Medical research on ADD and ADHD continues to grow

This article submitted by Michael Jacobson on 5/12/99.

The cause or causes of Attention Deficit Disorder (ADD) and Attention Deficit Hyperactivity Disorder (ADHD) are not known, but research on them continues to grow.

"Nobody really knows (the cause)," said Dr. Tom Sult. "We know their brains work differently. They process information on a different set of pathways."

"The brain is not really connecting," added Donna Bahr, a doctor of psychology who is the director of psychology at the Paynesville Area Health Care System. "It's like having a three-ring circus going on in your brain all the time. They're very sensitive to stimuli."

Complex tasks become difficult because ADD kids may focus on just one aspect of the problem, forgetting the rest. Dr. Bahr said a common chore like cleaning the garage might seem overwhelming. For an ADD child, the task may need to be broken into smaller steps, like picking up the floor, putting the tools away, and finally sweeping the floor.

Dr. Sult believes attention deficit is an exaggeration of a trait that is extremely beneficial in primitive societies. "Kids with ADD and ADHD are extremely aware of their surroundings and can focus intensely on what interests them," he said. It's not that they're not paying attention; they're paying attention to other things.

People with ADD and ADHD are commonly treated with drugs. A stimulant, Ritalin, is frequently prescribed. "It has sort of a paradoxical affect in ADHD kids where it calms them down so they can focus," said Dr. Bahr. Other stimulants are used as well as some anti-depressants.

Dr. Sult said he tries to stabilize the condition with medication and then tries to identify triggers that may cause it. He believes the genetic predisposition to the condition is amplified by our environment: thousands of food additives, lack of nutrition, and the amount of hybrid foods that increase allergic reactions. An alteration of diet, for example, can relieve the symptoms.

ADD and ADHD affect people of all intelligence levels. Being easily distracted, even bright kids with it can have problems in school, though. One problem is homework, with kids forgetting to do it, turn it in, or to bring home books to study.

At least 50 students in the Paynesville school system have ADD or ADHD, according to Beth Realdsen, school nurse. Her office treats that many students each day. There are others who either don't need daily medication or who don't need a dose during the school day.

"I think in years past they weren't diagnosed," said Realdsen. "We definitely have more now."

While the names ADD and ADHD may sound new, the condition is not. "Is it new or newly recognized?" asked Dr. Sult. "In other words, are all those troublemakers of the past ADD?"

"I think years ago the kids were just identified as troublemakers," said Dr.
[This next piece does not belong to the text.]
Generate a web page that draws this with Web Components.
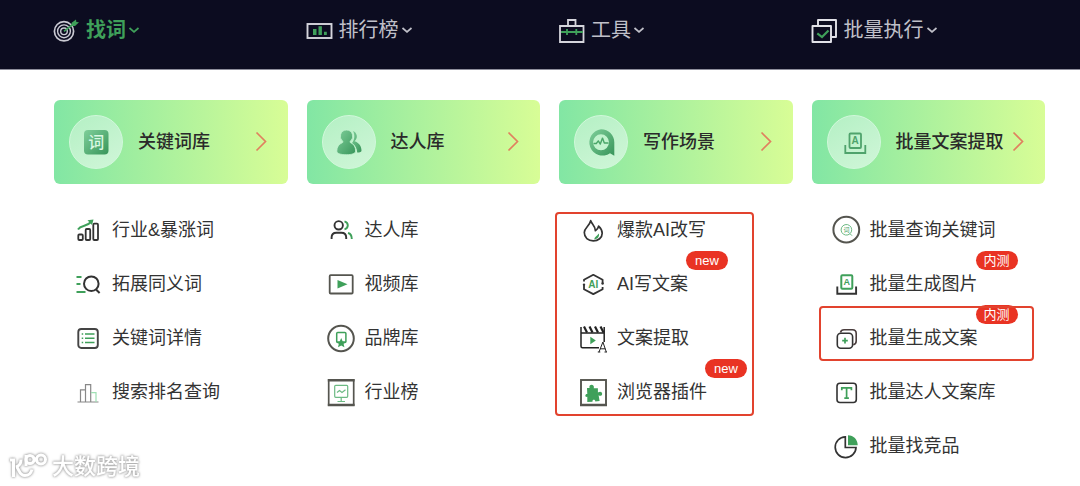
<!DOCTYPE html>
<html lang="zh-CN">
<head>
<meta charset="utf-8">
<meta name="viewport" content="width=device-width, initial-scale=1">
<title>功能导航</title>
<style>
  body {
    margin: 0;
    background: #fff;
    color: #333;
    font-family: "Liberation Sans", "Noto Sans CJK SC", sans-serif;
    font-size: 18px;
    line-height: 24px;
  }
</style>
</head>
<body>
<mega-menu>
  <nav-bar slot="bar">
    <nav-tab icon="target" active>找词</nav-tab>
    <nav-tab icon="chart">排行榜</nav-tab>
    <nav-tab icon="toolbox">工具</nav-tab>
    <nav-tab icon="batch">批量执行</nav-tab>
  </nav-bar>

  <menu-column>
    <feature-card slot="card" icon="card-word">关键词库</feature-card>
    <menu-item icon="trend">行业&amp;暴涨词</menu-item>
    <menu-item icon="expand">拓展同义词</menu-item>
    <menu-item icon="list">关键词详情</menu-item>
    <menu-item icon="rank">搜索排名查询</menu-item>
  </menu-column>

  <menu-column>
    <feature-card slot="card" icon="card-people">达人库</feature-card>
    <menu-item icon="people">达人库</menu-item>
    <menu-item icon="video">视频库</menu-item>
    <menu-item icon="brand">品牌库</menu-item>
    <menu-item icon="board">行业榜</menu-item>
  </menu-column>

  <menu-column framed>
    <feature-card slot="card" icon="card-write">写作场景</feature-card>
    <menu-item icon="flame">爆款AI改写</menu-item>
    <menu-item icon="ai" badge="new">AI写文案</menu-item>
    <menu-item icon="clapper">文案提取</menu-item>
    <menu-item icon="puzzle" badge="new">浏览器插件</menu-item>
  </menu-column>

  <menu-column>
    <feature-card slot="card" icon="card-extract">批量文案提取</feature-card>
    <menu-item icon="query">批量查询关键词</menu-item>
    <menu-item icon="picture" badge="内测">批量生成图片</menu-item>
    <menu-item icon="copy" badge="内测" framed>批量生成文案</menu-item>
    <menu-item icon="text">批量达人文案库</menu-item>
    <menu-item icon="pie">批量找竞品</menu-item>
  </menu-column>
</mega-menu>
<site-mark>大数跨境</site-mark>

<script>
const GRAD = `<defs><linearGradient id="g" x1="0" y1="0" x2="1" y2="1">
  <stop offset="0" stop-color="#7fcf9a"/><stop offset="1" stop-color="#38955a"/></linearGradient></defs>`;
const G = '#3fa05a';

// Each entry: [viewBox size, markup]
const ICONS = {
  target: [26, `<g fill="none" stroke="#c9c9d2"><circle cx="10" cy="14.3" r="9.6" stroke-width="1.7"/><circle cx="10" cy="14.3" r="6.4" stroke-width="1.4"/><circle cx="10" cy="14.3" r="3.3" stroke-width="1.4"/></g>
    <path d="M10 14.3 20 6.5" stroke="${G}" stroke-width="1.6"/><path d="M17 9 17.700 5.700 22 2.600 22.300 5 25 5.300 21 9z" fill="${G}"/>`],
  chart: [26, `<rect x="0.500" y="7" width="24" height="14" fill="none" stroke="#d5d5dc" stroke-width="1.900"/>
    <path d="M6 12h3.500v6H6zM11.500 9.300h3.400V18h-3.400zM17 14.700h2.800V18H17z" fill="${G}"/>`],
  toolbox: [26, `<path d="M1 9h23.500v16H1zM9 9V3h7.500v6" fill="none" stroke="#d5d5dc" stroke-width="1.800"/>
    <path d="M2 15h22M8 12v6M17.300 12v6" stroke="${G}" stroke-width="1.800"/>`],
  batch: [26, `<path d="M6 8.500V3h18v17h-5M.5 9h18.500v16H.5z" fill="none" stroke="#e2e2e8" stroke-width="1.900" stroke-linejoin="round"/>
    <path d="M5.300 16.300 10 20l6.500-6.500" fill="none" stroke="${G}" stroke-width="2.200"/>`],

  'card-word': [28, `${GRAD}<rect x="2" y="2" width="24.500" height="24.500" rx="4" fill="url(#g)"/>
    <text x="14.200" y="20.300" font-size="16" text-anchor="middle" fill="#d9f8e2">词</text>`],
  'card-people': [28, `${GRAD}<g fill="url(#g)"><path d="M18 2.900a6 6 0 0 1 1.500 10.300c4.500 1.300 7 5 7 9.300 0 1.400-1.500 2-4.300 2.100-.2-3.800-1.600-7-5.200-9.600 2.800-3.500 3-8 1-12.100z"/>
    <path d="M11.500 2a6.300 6.300 0 0 1 4 11.100c-.8.800-.6 1.300.3 1.700 3.200 1.300 4.800 4.300 4.800 8.200 0 2.500-3.500 3.700-9.400 3.700S1.800 25.500 1.800 23c0-3.900 2-6.900 5.300-8.200.9-.4 1.100-.9.400-1.700A6.300 6.300 0 0 1 11.500 2z" stroke="#c4f3d0" stroke-width=".8"/></g>`],
  'card-write': [28, `${GRAD}<path fill-rule="evenodd" d="M14 1.300c7.500 0 13.300 5.700 13.300 13v13.500L23 25.300A13.200 13.200 0 1 1 14 1.300zm0 5a8 8 0 1 0 0 16 8 8 0 0 0 0-16z" fill="url(#g)"/>
    <path d="M6.500 15.500h2.800l2-2.600 2 3.200 2.200-6 1.800 4.900h4.200" fill="none" stroke="#4aa568" stroke-width="1.400" stroke-linejoin="round"/>`],
  'card-extract': [28, `<g fill="none" stroke="#4fa36c" stroke-width="1.800"><rect x="9.500" y="5.500" width="11.500" height="14.500" rx="1"/><path d="M5.300 17v8h20v-8"/></g>
    <text x="15.200" y="16.300" font-size="10" font-weight="700" text-anchor="middle" fill="#4fa36c">A</text>`],

  trend: [28, `<g fill="none" stroke="#333" stroke-width="1.800"><rect x="4.300" y="18.500" width="4.500" height="5.500" rx="1"/><rect x="11.700" y="13" width="4.500" height="11" rx="1"/><rect x="19.300" y="7.700" width="4.700" height="16.300" rx="1"/></g>
    <path d="M4 13.500c3-4.800 8-2 13-7.500" fill="none" stroke="${G}" stroke-width="2"/><path d="M13.500 4.200 19.500 3.500 18 9z" fill="${G}"/>`],
  expand: [28, `<path d="M2.500 7h5M2.500 14h4M2.500 22h9" stroke="${G}" stroke-width="1.800"/>
    <circle cx="17.300" cy="13.700" r="7.300" fill="none" stroke="#333" stroke-width="2"/><path d="M22 19.500 25.600 23" stroke="#333" stroke-width="2"/>`],
  list: [28, `<rect x="4.300" y="5" width="19.500" height="19" rx="3" fill="none" stroke="#444" stroke-width="1.900"/>
    <path d="M7.700 10h1.500M11 10h9.500M7.700 14.300h1.500M11 14.300h9.500M7.700 18.500h1.500M11 18.500h9.500" stroke="${G}" stroke-width="1.600"/>`],
  rank: [28, `<path d="M6.500 24V11.800H11M11.500 24V6.700h5.200V24M3.500 24h21" fill="none" stroke="#888" stroke-width="1.200"/>
    <path d="M17 14.700h5V24" fill="none" stroke="#9fe0b4" stroke-width="1.200"/>`],

  people: [28, `<g fill="none" stroke-width="1.900"><g stroke="#333"><circle cx="11.700" cy="9.300" r="4.200"/><path d="M4.600 23v-1.500c0-3 1.800-4.800 4.800-4.800h5c3 0 4.800 1.800 4.800 4.800V23"/></g>
    <path d="M17.500 5.300c4.400 1.200 4.400 6.900 0 8.100M21 17c2.700.7 3.800 2.700 3.800 6" stroke="${G}"/></g>`],
  video: [28, `<rect x="2.700" y="5.200" width="23" height="18.300" rx="1" fill="none" stroke="#55554f" stroke-width="1.800"/>
    <path d="M10.500 10v8.600l10-4.300z" fill="${G}"/>`],
  brand: [28, `<circle cx="14" cy="14.500" r="12.800" fill="none" stroke="#55554f" stroke-width="2"/>
    <rect x="9.700" y="8.500" width="9.200" height="10" rx="1" fill="none" stroke="${G}" stroke-width="1.500"/>
    <path d="m14.200 14 1.400 3.200 3.700.3-2.700 2.300.8 3.500-3.200-1.800-3.200 1.800.8-3.500-2.700-2.300 3.700-.3z" fill="${G}"/>`],
  board: [28, `<rect x="1.700" y="2" width="25" height="25" fill="none" stroke="#55554f" stroke-width="1.700"/><path d="M.8 2.300h26.800M.8 27h26.800" stroke="#55554f" stroke-width="2.500"/>
    <g fill="none" stroke="#6cba83" stroke-width="1.200"><rect x="7.700" y="7.300" width="13" height="12" rx="1"/><path d="M14.200 19.500v4M10.500 23.500h7.500M10 14.500l2.500-2 2.500 2 3.500-2.800"/></g>`],

  flame: [28, `<path d="M11.700 4.700c1 3.300 4.800 5.200 4.700 10 2-.9 2.800-2.300 3.200-4.500 2.500 2.400 3.600 4.600 3.600 7.100 0 4.600-4 7.500-8.900 7.500-5.200 0-9-3.200-9-8.200 0-4.900 5.500-6.800 6.400-11.900z" fill="none" stroke="#333" stroke-width="1.700" stroke-linejoin="round"/>
    <path d="M19.800 17.500c1 3-1.300 5.800-4.600 5.700.3-2.500 2.700-3 4.600-5.700z" fill="${G}"/>`],
  ai: [28, `<path d="M5 11.500V9.700L14.300 4.800l9.300 4.900v4M23.600 17v2.200l-9.300 4.900L5 19.200v-4" fill="none" stroke="#333" stroke-width="1.800" stroke-linejoin="round"/>
    <circle cx="5" cy="14.700" r="1.200" fill="#333"/><circle cx="23.600" cy="13.500" r="1.200" fill="#333"/>
    <text x="14.300" y="18" font-size="10" font-weight="700" text-anchor="middle" fill="${G}">AI</text>`],
  clapper: [28, `<path d="M20 23.800H3.500a1.500 1.500 0 0 1-1.500-1.500V3M25.200 3v15M2 9h23" fill="none" stroke="#222" stroke-width="1.500"/>
    <path d="M5 2.500 8 8.500M10.500 2.500l3 6M16 2.500l3 6M21.500 2.500l3 6" stroke="#222" stroke-width="2.200"/>
    <path d="M11.300 12.700v7.500l5.500-3.700z" fill="${G}"/><path d="M20 28l3.900-10L27.300 28M21.300 24.800h5M18.800 28h2.500M25.500 28h2.500" fill="none" stroke="#222" stroke-width="1"/>`],
  puzzle: [28, `<rect x="2" y="2" width="25" height="25" fill="none" stroke="#55554f" stroke-width="1.900"/><path d="M1 27h27" stroke="#55554f" stroke-width="2.500"/>
    <path d="M8 10h2.600c-1.500-3.800 4.600-4.700 4.300-.7l-.2.900h4.200v4.200c2.800-1.300 4.500-.2 4.200 1.800-.3 1.900-2.200 2-3.500 1.100l1 5.600-4.300.5c0-2.200-3.200-2.200-2.800.3l-5.200.3v-5.200c-2.500 1-2.700-3 0-2.700z" fill="${G}"/>`],

  query: [28, `<circle cx="14.300" cy="13.700" r="12.900" fill="none" stroke="#55554f" stroke-width="2"/>
    <path d="M18 17.700a5.300 5.300 0 1 1 1.700-4 5.300 5.300 0 0 1-1.700 4l2 2" fill="none" stroke="#6cba83" stroke-width="1"/>
    <text x="14.500" y="16.200" font-size="6" text-anchor="middle" fill="${G}">词</text>`],
  picture: [28, `<path d="M5.300 16.500v7.200h18.800v-7.200" fill="none" stroke="#333" stroke-width="1.900"/>
    <rect x="9.300" y="5.200" width="11" height="13.500" rx="1" fill="none" stroke="${G}" stroke-width="2"/>
    <text x="14.800" y="15.300" font-size="9" font-weight="700" text-anchor="middle" fill="${G}">A</text>`],
  copy: [28, `<rect x="5.300" y="9.200" width="15.300" height="15" rx="3.500" fill="none" stroke="#333" stroke-width="1.600"/>
    <path d="M8.500 8.500C9 6.500 10.300 5.800 12 5.800h8.500c2.500 0 3.700 1.200 3.700 3.700V17c0 2-.9 3.400-3 3.800" fill="none" stroke="#4a3d3d" stroke-width="1.600"/>
    <path d="M13 13.800v5.600M10.200 16.600h5.600" stroke="${G}" stroke-width="1.700"/>`],
  text: [28, `<rect x="5" y="5.200" width="19.300" height="19.300" rx="3" fill="none" stroke="#333" stroke-width="1.600"/>
    <path d="M9.800 12.300V9.800h9.600v2.500M14.600 9.800v10.300M12.300 20.200h4.600" fill="none" stroke="${G}" stroke-width="1.700"/>`],
  pie: [28, `<path d="M13.300 4.800A10.400 10.400 0 1 0 24 15.500H13.300z" fill="none" stroke="#333" stroke-width="1.700"/>
    <path d="M16 3.300c5.600.2 9.500 4 9.700 9.900H16z" fill="${G}"/>`],

  down: [12, `<path d="M1.500 4 6 7.800 10.500 4" fill="none" stroke="currentColor" stroke-width="1.700"/>`],
  next: [20, `<path d="M5.500.5 14.500 9.500 5.500 18.500" fill="none" stroke="#e0805f" stroke-width="1.700"/>`]
};

function define(name, css, html, setup) {
  const template = document.createElement('template');
  template.innerHTML = `<style>*{box-sizing:border-box}${css}</style>${html}`;
  customElements.define(name, class extends HTMLElement {
    connectedCallback() {
      if (this.shadowRoot) return;
      const root = this.attachShadow({ mode: 'open' });
      root.append(template.content.cloneNode(true));
      if (setup) setup(this, root);
    }
  });
}

const useIcon = (host, root) =>
  root.querySelector('ui-icon').setAttribute('name', host.getAttribute('icon'));

customElements.define('ui-icon', class extends HTMLElement {
  static observedAttributes = ['name'];
  attributeChangedCallback() {
    const icon = ICONS[this.getAttribute('name')];
    if (!icon) return;
    if (!this.shadowRoot) this.attachShadow({ mode: 'open' });
    this.shadowRoot.innerHTML = `<style>:host{display:block;flex:none;width:${icon[0]}px;height:${icon[0]}px}svg{display:block;overflow:visible}</style>
      <svg width="${icon[0]}" height="${icon[0]}" viewBox="0 0 ${icon[0]} ${icon[0]}" aria-hidden="true">${icon[1]}</svg>`;
  }
});

define('mega-menu', `
  :host { display: block; --cols: repeat(4, minmax(0, 1fr)); --gap: 19px; --inset: 0 35px 0 54px; }
  main { display: grid; grid-template-columns: var(--cols); gap: var(--gap); padding: var(--inset); margin-top: 30px; }
`, `<slot name="bar"></slot><main><slot></slot></main>`);

define('nav-bar', `
  :host { display: block; background: #0c0c20; border-bottom: 1px solid #8e8e9b; }
  nav { display: grid; grid-template-columns: var(--cols); gap: var(--gap); padding: var(--inset); height: 69px; align-items: start; }
`, `<nav aria-label="主导航"><slot></slot></nav>`);

define('nav-tab', `
  :host { display: block; padding-top: 15px; }
  button { display: flex; align-items: center; gap: 6px; padding: 0; border: 0; background: none;
    font: inherit; font-size: 20px; line-height: 30px; color: #c0c0c9; white-space: nowrap; cursor: pointer; }
  span { display: flex; align-items: center; gap: 2px; }
  :host([active]) button { color: #3fa05a; font-weight: 700; }
`, `<button type="button" aria-haspopup="true"><ui-icon></ui-icon><span><slot></slot><ui-icon name="down"></ui-icon></span></button>`, useIcon);

define('menu-column', `
  :host { display: block; }
  .list { position: relative; display: grid; grid-auto-rows: 54px; margin-top: 19px; }
  :host([framed]) .list::after { content: ""; position: absolute; left: -4px; right: 39px; top: 9px; bottom: 3px;
    border: 2px solid #e2432e; border-radius: 4px; pointer-events: none; }
`, `<slot name="card"></slot><div class="list"><slot></slot></div>`);

define('feature-card', `
  :host { display: block; }
  a { display: flex; align-items: center; gap: 15px; height: 84px; padding: 0 17px 0 15px; border-radius: 6px;
    background: linear-gradient(90deg, #82e6a4, #d8fd96); color: #2a2a2a; text-decoration: none; font-weight: 500; white-space: nowrap; }
  .disc { flex: none; display: grid; place-items: center; width: 54px; height: 54px; border-radius: 50%;
    background: linear-gradient(150deg, #b4f0c4, #d0f6d8); border: 1px solid #d2f8dc; }
  .name { flex: 1; min-width: 0; }
  .go { margin-left: -15px; }
`, `<a href="#"><span class="disc"><ui-icon></ui-icon></span><span class="name"><slot></slot></span><ui-icon class="go" name="next"></ui-icon></a>`, useIcon);

define('menu-item', `
  :host { display: grid; position: relative; align-items: center; padding-left: 20px; }
  a { justify-self: start; display: flex; align-items: center; gap: 10px; color: #333; text-decoration: none; white-space: nowrap; }
  .label { position: relative; }
  .badge { position: absolute; left: 100%; bottom: 26px; width: 42px; height: 19px; margin-left: -2px; border-radius: 10px;
    background: #e93323; color: #fff; font-size: 13px; line-height: 19px; text-align: center; }
  .badge[hidden] { display: none; }
  :host([framed])::after { content: ""; position: absolute; left: 7px; right: 11px; top: -5px; bottom: 4px;
    border: 2px solid #e2432e; border-radius: 4px; pointer-events: none; }
`, `<a href="#"><ui-icon></ui-icon><span class="label"><slot></slot><span class="badge" hidden></span></span></a>`, (host, root) => {
  useIcon(host, root);
  if (host.hasAttribute('badge')) {
    const badge = root.querySelector('.badge');
    badge.hidden = false;
    badge.textContent = host.getAttribute('badge');
  }
});

define('site-mark', `
  :host { position: fixed; left: 8px; bottom: 4px; display: flex; align-items: center; gap: 4px; color: #fff;
    font-size: 22px; line-height: 30px; font-weight: 500; filter: drop-shadow(0 0 1px #aaa) drop-shadow(0 0 1px #bbb); }
  svg { display: block; }
`, `<svg width="40" height="30" viewBox="0 0 40 30" aria-hidden="true"><g fill="none" stroke="#fff" stroke-width="3">
  <path d="M2 8h3.500v17M13 7.500c0 4-2 6.500-5 7.500 3 0 2.500 8.500 9 8.500 3.500 0 6-2 7-6M18 3v11"/><circle cx="22" cy="7.500" r="4"/><circle cx="33" cy="7.500" r="4.500"/><path d="M25.500 5.500 29.500 9.500"/></g></svg><span><slot></slot></span>`);
</script>
</body>
</html>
Bahr.

The prognosis for people with ADD and ADHD could be better. "The vast majority of these kids are labeled Ôlosers' in schools," said Dr. Sult. They may attempt to self-medicate and "end up under the bridge drinking and smoking." That can lead to other at-risk behaviors.

ADD and ADHD can be a challenge for a lifetime. Where previously kids were thought to outgrow the condition, now research is showing that many adults still are affected. That could amount to as many as seven million American adults.